Time to talk: on Centre-RBI differences

The Centre-RBI face-off is not healthy. They must resolve their differences in private

Published - October 30, 2018 12:02 am IST

The simmering tensions over the last few months between the Reserve Bank of India and the Centre found spectacular release over the weekend through a public speech by Deputy Governor Viral Acharya . “Governments that do not respect central bank independence,” said Mr. Acharya, “will sooner or later incur the wrath of financial markets, ignite economic fire, and come to rue the day they undermined an important regulatory institution.” These are very strong words and raise the question: why? This is not the first time that the RBI has had a run-in with the mandarins at North Block, and it will not be the last. India has had Finance Ministers who got frustrated enough to say that they would “walk alone” in driving the economy, and RBI Governors responding that the Centre would still be thankful that the central bank exists. Indeed, disagreements between Mint Street and North Block over setting benchmark interest rates have been common over the years. What is different this time, though, is that the disagreements, none of which are insurmountable, appear to be over regulation per se . There are three issues on which the Centre seems to have irked the RBI. It has refused to accept Governor Urjit Patel’s point that the RBI is hobbled by lack of adequate powers in regulating public sector banks. The second is the tussle over the RBI’s burgeoning reserves, a piece of which the Centre is eyeing to bridge its fiscal gap. The RBI resents this. The last is the attempt by the Centre to set up an independent payments regulator, which the RBI sees as encroachment of its turf.
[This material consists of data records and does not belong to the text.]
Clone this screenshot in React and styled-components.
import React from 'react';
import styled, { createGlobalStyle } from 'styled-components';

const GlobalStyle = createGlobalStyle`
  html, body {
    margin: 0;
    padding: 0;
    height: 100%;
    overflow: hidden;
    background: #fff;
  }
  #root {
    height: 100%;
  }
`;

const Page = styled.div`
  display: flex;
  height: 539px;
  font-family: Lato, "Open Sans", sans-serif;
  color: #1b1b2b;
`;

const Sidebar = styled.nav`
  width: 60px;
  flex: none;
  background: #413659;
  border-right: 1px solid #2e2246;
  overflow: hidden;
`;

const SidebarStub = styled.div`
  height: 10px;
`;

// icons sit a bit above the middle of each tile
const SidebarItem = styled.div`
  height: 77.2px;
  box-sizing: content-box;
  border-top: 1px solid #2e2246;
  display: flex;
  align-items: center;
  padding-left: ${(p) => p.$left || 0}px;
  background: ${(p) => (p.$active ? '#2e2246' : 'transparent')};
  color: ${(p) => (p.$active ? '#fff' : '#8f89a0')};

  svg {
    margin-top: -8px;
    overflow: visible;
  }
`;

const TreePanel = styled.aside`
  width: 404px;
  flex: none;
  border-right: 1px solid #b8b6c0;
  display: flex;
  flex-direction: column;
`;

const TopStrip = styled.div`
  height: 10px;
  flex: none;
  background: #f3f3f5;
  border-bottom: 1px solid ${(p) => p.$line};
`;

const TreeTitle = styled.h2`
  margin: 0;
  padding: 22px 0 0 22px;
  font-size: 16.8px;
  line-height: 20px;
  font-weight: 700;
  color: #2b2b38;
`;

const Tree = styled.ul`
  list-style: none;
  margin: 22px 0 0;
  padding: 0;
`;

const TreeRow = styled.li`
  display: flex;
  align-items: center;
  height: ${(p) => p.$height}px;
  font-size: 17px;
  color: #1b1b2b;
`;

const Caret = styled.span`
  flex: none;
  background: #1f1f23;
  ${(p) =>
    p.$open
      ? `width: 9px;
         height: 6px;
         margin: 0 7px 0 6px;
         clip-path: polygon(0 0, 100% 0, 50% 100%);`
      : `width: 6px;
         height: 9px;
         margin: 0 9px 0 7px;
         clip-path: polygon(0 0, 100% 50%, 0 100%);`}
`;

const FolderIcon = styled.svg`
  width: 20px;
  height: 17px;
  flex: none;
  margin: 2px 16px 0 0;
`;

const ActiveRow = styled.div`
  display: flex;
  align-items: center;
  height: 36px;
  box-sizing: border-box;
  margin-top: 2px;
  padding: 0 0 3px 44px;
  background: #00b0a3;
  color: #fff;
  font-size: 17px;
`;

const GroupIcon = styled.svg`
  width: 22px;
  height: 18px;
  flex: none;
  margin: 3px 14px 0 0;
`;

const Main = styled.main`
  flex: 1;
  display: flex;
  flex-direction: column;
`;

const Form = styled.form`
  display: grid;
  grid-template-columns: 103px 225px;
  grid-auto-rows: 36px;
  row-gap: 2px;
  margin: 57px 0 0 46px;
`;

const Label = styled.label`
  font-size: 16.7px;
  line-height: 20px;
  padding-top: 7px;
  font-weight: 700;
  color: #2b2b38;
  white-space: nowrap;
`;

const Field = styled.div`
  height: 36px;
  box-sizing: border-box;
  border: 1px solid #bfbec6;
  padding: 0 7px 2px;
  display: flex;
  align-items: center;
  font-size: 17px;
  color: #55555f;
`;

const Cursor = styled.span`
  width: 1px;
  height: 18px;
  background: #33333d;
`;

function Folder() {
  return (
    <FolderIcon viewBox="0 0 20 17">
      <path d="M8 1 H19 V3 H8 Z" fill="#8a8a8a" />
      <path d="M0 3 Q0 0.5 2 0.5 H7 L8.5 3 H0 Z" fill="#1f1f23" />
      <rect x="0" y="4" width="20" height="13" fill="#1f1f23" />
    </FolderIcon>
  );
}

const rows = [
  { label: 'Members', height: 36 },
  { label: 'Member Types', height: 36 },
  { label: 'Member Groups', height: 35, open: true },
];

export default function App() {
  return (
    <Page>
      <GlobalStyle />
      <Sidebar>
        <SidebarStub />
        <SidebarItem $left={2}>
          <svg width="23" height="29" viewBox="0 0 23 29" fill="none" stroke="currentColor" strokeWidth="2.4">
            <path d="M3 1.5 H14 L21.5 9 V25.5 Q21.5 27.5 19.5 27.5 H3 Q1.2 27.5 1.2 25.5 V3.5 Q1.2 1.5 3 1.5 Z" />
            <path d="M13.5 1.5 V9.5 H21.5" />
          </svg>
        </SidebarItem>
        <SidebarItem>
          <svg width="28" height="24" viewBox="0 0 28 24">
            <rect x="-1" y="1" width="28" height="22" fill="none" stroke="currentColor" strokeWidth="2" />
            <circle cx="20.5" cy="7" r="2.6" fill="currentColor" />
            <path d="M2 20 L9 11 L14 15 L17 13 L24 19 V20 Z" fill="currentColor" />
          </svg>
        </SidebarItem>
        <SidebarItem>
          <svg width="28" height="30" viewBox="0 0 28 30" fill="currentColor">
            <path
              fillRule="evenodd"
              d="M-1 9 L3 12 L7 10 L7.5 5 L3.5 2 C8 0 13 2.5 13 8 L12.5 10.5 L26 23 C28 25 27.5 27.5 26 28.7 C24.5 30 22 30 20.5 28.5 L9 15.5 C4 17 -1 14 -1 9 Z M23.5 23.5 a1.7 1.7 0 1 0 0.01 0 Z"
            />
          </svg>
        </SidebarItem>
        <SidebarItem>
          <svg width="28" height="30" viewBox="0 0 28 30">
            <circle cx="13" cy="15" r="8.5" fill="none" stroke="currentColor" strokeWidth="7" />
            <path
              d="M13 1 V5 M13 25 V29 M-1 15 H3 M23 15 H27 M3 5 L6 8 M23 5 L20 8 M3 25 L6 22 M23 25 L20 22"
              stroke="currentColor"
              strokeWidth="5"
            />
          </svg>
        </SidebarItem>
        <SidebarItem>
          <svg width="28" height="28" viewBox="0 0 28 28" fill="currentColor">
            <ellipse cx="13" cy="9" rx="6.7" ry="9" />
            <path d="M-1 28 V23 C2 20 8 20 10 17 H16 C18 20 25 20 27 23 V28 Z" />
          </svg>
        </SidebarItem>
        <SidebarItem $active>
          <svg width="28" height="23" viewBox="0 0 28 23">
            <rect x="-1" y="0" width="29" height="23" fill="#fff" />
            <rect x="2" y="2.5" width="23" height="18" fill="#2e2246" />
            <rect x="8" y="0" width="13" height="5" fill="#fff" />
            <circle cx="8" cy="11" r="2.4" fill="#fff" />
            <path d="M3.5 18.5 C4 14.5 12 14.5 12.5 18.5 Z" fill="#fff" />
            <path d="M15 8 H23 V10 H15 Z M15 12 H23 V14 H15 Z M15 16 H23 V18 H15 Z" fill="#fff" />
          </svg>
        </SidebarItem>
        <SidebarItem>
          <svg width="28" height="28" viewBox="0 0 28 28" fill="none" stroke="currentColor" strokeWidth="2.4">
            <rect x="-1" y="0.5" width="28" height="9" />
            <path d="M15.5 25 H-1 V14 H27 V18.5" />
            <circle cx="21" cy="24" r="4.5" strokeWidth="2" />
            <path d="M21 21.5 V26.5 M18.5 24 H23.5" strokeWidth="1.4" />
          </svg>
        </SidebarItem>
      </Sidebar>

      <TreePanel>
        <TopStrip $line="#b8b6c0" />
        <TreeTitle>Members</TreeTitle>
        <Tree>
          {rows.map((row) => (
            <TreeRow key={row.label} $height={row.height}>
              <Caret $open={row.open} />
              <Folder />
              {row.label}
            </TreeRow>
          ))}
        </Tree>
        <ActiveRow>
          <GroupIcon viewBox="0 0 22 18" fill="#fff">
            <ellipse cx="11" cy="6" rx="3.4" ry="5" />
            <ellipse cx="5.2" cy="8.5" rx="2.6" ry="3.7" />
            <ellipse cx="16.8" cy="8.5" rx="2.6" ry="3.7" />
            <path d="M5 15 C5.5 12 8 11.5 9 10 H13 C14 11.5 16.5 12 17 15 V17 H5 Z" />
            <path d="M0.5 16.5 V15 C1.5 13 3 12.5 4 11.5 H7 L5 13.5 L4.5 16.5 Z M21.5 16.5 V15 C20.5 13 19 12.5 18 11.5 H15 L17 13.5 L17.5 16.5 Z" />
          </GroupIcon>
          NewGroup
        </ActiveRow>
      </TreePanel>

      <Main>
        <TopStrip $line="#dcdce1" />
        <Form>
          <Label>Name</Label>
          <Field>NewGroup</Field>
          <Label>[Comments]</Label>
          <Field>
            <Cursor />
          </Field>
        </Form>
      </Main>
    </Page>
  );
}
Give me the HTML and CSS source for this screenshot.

For its part, the Centre has several grouses, the chief among them being over an RBI circular of February 12 which redefined NPAs and revised the framework for resolution. It is also upset that the central bank is not doing enough to ease the ongoing liquidity squeeze through extraordinary measures. These are issues that could be easily addressed by sitting around a table, but the fact that they haven’t done so points to a complete breakdown of communication between the RBI and the government, something that bankers have been privately acknowledging for some time now. A certain amount of creative tension is systemically in-built given their different perspectives: one is short-term and political; the other is long-term and technical. Such tension is good for the economy. Yet, that is no excuse to spar over turf or make statements aimed at pressuring the other side into acting in a particular manner. The current row is definitely worrying given the backdrop of economic turmoil, globally and domestically. The Centre and the central bank must talk behind closed doors and resolve their differences as mature entities, as they have done so many times in the past.